*TO DO*.
Select the lines of the records containing the word "this" and list them.

*DATA FOR THE TASK*.
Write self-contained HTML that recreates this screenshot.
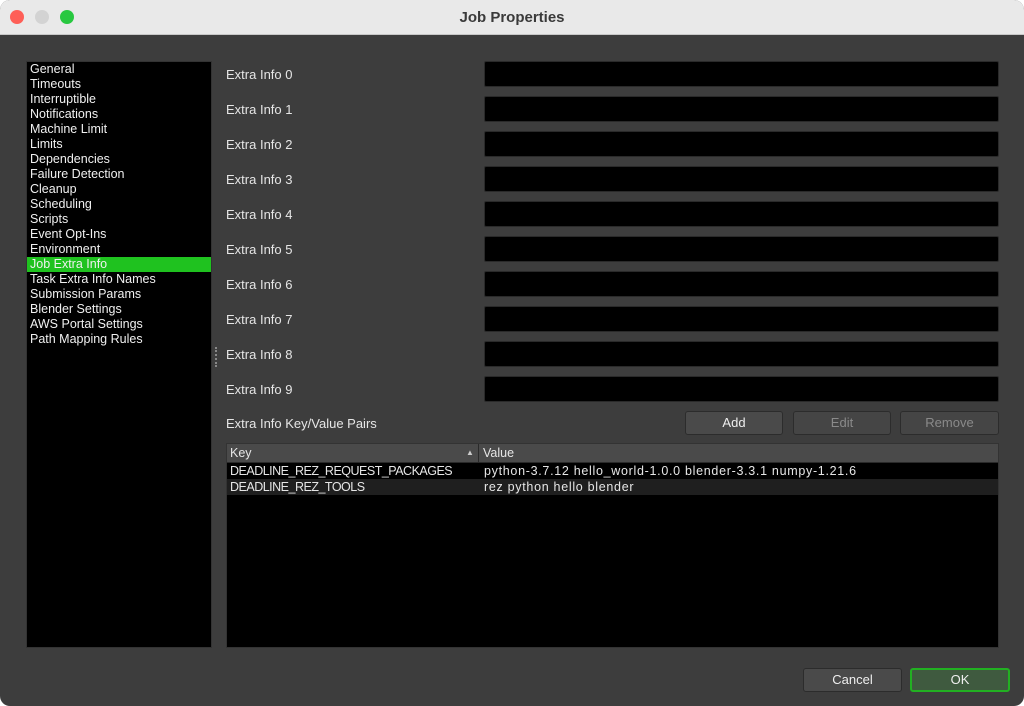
<!DOCTYPE html>
<html><head><style>
*{margin:0;padding:0;box-sizing:border-box}
body{width:1024px;height:706px;background:#fff;font-family:"Liberation Sans",sans-serif;font-size:12.5px;color:#e6e6e6;overflow:hidden;position:relative}
.win{position:absolute;left:0;top:0;width:1024px;height:706px;background:#3d3d3d;border-radius:10px;overflow:hidden}
.tb{position:absolute;left:0;top:0;width:1024px;height:35px;background:#e9e9e9;border-bottom:1px solid #c8c8c8;color:#3a3a3a;font-weight:bold;font-size:15px;text-align:center;line-height:35px}
.dot{position:absolute;top:10px;width:14px;height:14px;border-radius:50%}
.abs{position:absolute}
.list{left:26px;top:61px;width:186px;height:587px;background:#000;border:1px solid #333}
.list div{height:15px;line-height:15px;padding-left:3px;color:#f0f0f0}
.list .sel{background:#1fc21f}
.lbl{position:absolute;left:226px;color:#e6e6e6;font-size:13px}
.fld{position:absolute;left:484px;width:515px;height:26px;background:#000;border:1px solid #2a2a2a;border-radius:2px}
.btn{position:absolute;height:24px;background:#4a4a4a;border:1px solid #2c2c2c;border-radius:3px;text-align:center;line-height:22px;color:#eee;font-size:13px}
.dis{color:#8a8a8a;background:#454545}
.k{position:absolute;left:3px;letter-spacing:-0.5px}
.v{position:absolute;left:257px;letter-spacing:0.7px}
</style></head><body>
<div class="win">
<div class="tb">Job Properties
<div class="dot" style="left:10px;background:#fe5f57"></div>
<div class="dot" style="left:35px;background:#d3d3d3"></div>
<div class="dot" style="left:60px;background:#28c840"></div>
</div>
<div class="abs list">
<div>General</div><div>Timeouts</div><div>Interruptible</div><div>Notifications</div><div>Machine Limit</div><div>Limits</div><div>Dependencies</div><div>Failure Detection</div><div>Cleanup</div><div>Scheduling</div><div>Scripts</div><div>Event Opt-Ins</div><div>Environment</div><div class="sel">Job Extra Info</div><div>Task Extra Info Names</div><div>Submission Params</div><div>Blender Settings</div><div>AWS Portal Settings</div><div>Path Mapping Rules</div>
</div>
<div class="abs" style="left:215px;top:347px;width:2px;height:20px;border-left:2px dotted #888"></div>

<div class="lbl" style="top:67px">Extra Info 0</div><div class="fld" style="top:61px"></div>
<div class="lbl" style="top:102px">Extra Info 1</div><div class="fld" style="top:96px"></div>
<div class="lbl" style="top:137px">Extra Info 2</div><div class="fld" style="top:131px"></div>
<div class="lbl" style="top:172px">Extra Info 3</div><div class="fld" style="top:166px"></div>
<div class="lbl" style="top:207px">Extra Info 4</div><div class="fld" style="top:201px"></div>
<div class="lbl" style="top:242px">Extra Info 5</div><div class="fld" style="top:236px"></div>
<div class="lbl" style="top:277px">Extra Info 6</div><div class="fld" style="top:271px"></div>
<div class="lbl" style="top:312px">Extra Info 7</div><div class="fld" style="top:306px"></div>
<div class="lbl" style="top:347px">Extra Info 8</div><div class="fld" style="top:341px"></div>
<div class="lbl" style="top:382px">Extra Info 9</div><div class="fld" style="top:376px"></div>
<div class="lbl" style="top:416px">Extra Info Key/Value Pairs</div>

<div class="btn" style="left:685px;top:411px;width:98px">Add</div>
<div class="btn dis" style="left:793px;top:411px;width:98px">Edit</div>
<div class="btn dis" style="left:900px;top:411px;width:99px">Remove</div>

<div class="abs" style="left:226px;top:443px;width:773px;height:205px;background:#000;border:1px solid #333">
<div style="height:19px;background:#4a4a4a;border-bottom:1px solid #2a2a2a;position:relative;line-height:19px">
<span style="position:absolute;left:3px">Key</span>
<span style="position:absolute;left:239px;top:-1px;font-size:8px;color:#ccc">▲</span>
<span style="position:absolute;left:251px;top:0;height:19px;border-left:1px solid #2a2a2a"></span>
<span style="position:absolute;left:256px">Value</span></div>
<div style="height:16px;line-height:16px;position:relative"><span class="k">DEADLINE_REZ_REQUEST_PACKAGES</span><span class="v">python-3.7.12 hello_world-1.0.0 blender-3.3.1 numpy-1.21.6</span></div>
<div style="height:16px;line-height:16px;position:relative;background:#1f1f1f"><span class="k">DEADLINE_REZ_TOOLS</span><span class="v">rez python hello blender</span></div>
</div>

<div class="btn" style="left:803px;top:668px;width:99px">Cancel</div>
<div class="btn" style="left:910px;top:668px;width:100px;background:#3f5a3f;border:2px solid #22b022;line-height:20px">OK</div>
</div>
</body></html>
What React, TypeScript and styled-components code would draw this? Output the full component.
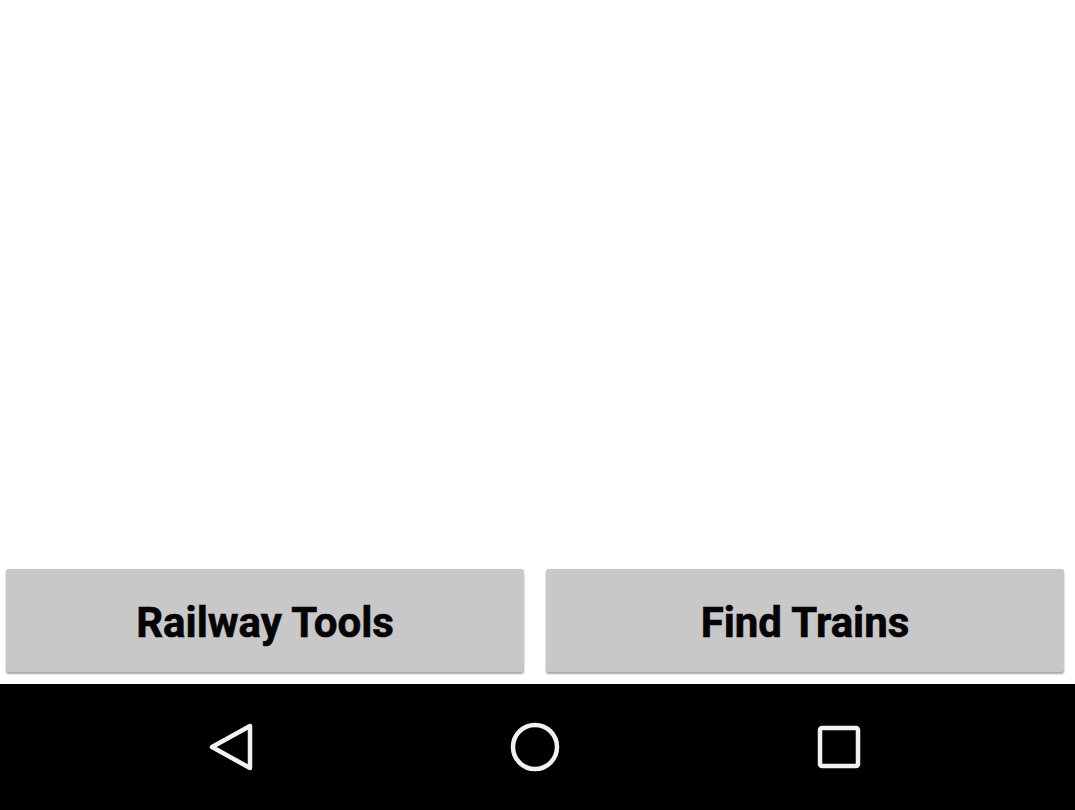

*TASK RESULT*.
Write self-contained HTML that recreates this screenshot.
What React, TypeScript and styled-components code would draw this? Output the full component.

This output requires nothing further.